To find Fyx and Fxy, you'll first need Fx and Fy.

Fx=[(x^2 + y^2)[(yx^2 + xy^2)*cos(x-y)+sin(x-y)*(2xy+y^2)] - [(yx^2 + xy^2)*sin(x-y)]*(2x)] /(x^2 + y^2)^2

Fy=[(x^2 + y^2)[(yx^2 + xy^2)*cos(x-y)(-1)+sin(x-y)*(x^2+2xy)] - [(yx^2 + xy^2)*sin(x-y)]*(2y)] /(x^2 + y^2)^2

Wow, those are nasty. I would highly recommend doing some cleanup algebra before taking the next partial.

Fx=[(yx^4+x^3y^2+x^2y^3+xy^4)cos(x-y) + (4x^2y+2xy^2-2x^3y-2x^2y^2)*sin(x-y)]/(x^2+y^2)^2

Fy=[(-x^4y-x^3y^2-x^2y^3-xy^4)*cos(x-y) + (x^2+2xy-2x^2y^2-2xy^3)*sin(x-y)]/(x^2+y^2)^2

Not that these are much cleaner, but there they are. Now you need to find (respectively) Fxy and Fyx.

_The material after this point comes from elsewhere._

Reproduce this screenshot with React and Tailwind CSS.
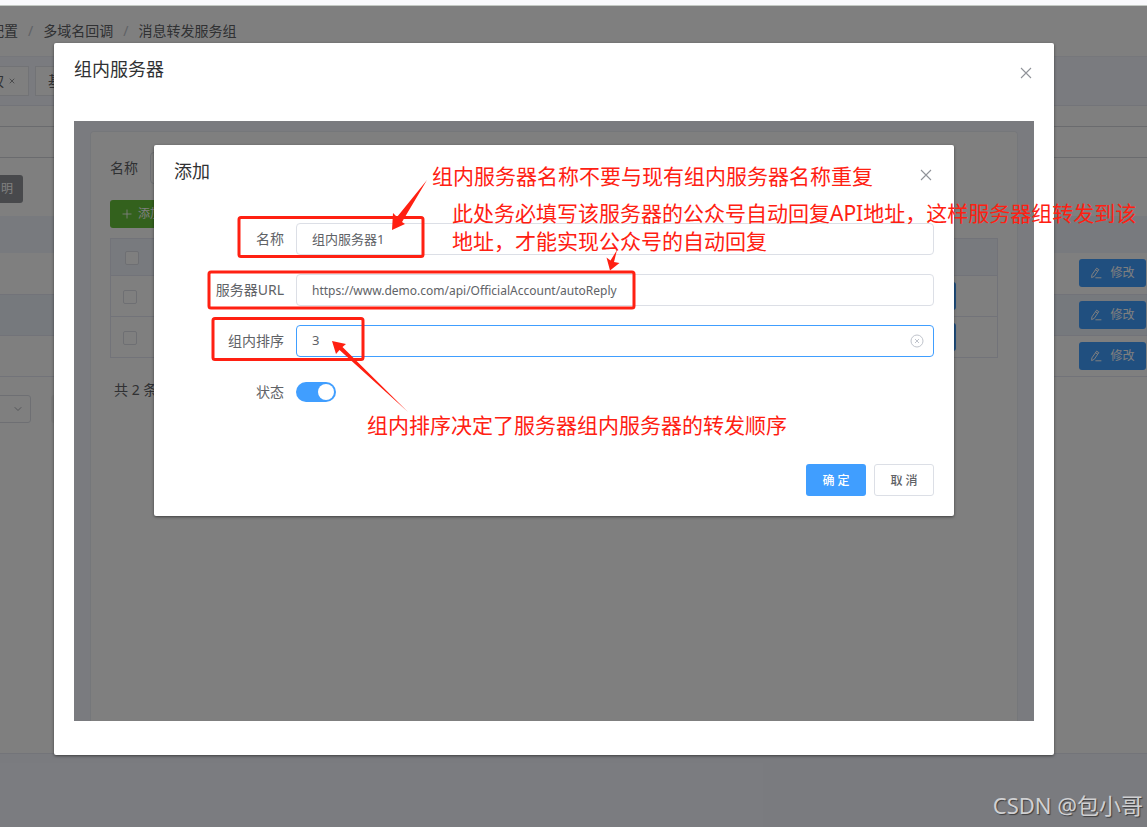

Fxy=(x^2+y^2)^2*[(x^4+2x^3y+3x^2y^2+4xy^3)*cos(x-y) + sin(x-y)*(-1)*(yx^4+x^3y^2+x^2y^3+xy^4) + (4x^2+4xy-2x^3-4x^2y)*sin(x-y) + cos(x-y)*(4x^2y+2xy^2-2x^3y-2x^2y^2)] - [(yx^4+x^3y^2+x^2y^3+xy^4)*cos(x-y) + (4x^2y+2xy^2-2x^3y-2x^2y^2)*sin(x-y)]*(2*(x^2+y^2)*(2y)]/(x^2+y^2)^4

Can it be simplified? Yeah, but you're evaluating at (0,0), so why do it? You have polynomials in x & y in numerator and denominator, evaluated at (0,0) all go to 0. Thus, your answer is:
Fxy(0,0)=0/0

Goddamn that was a lot of work to show jack ****. I would assume, to show that there is an actual value, to choose a path over which to evaluate the partial (some path that will probably make the denominator non zero). If so, I would suggest the path x^2=y^2 only because it compacts the bottom term together as one, and it will most likely cancel out with the numerator making it possible to find a numeric value to this pseudo-limit.

I leave Fyx up to you.

Answer 2

Pi = delicous!

:)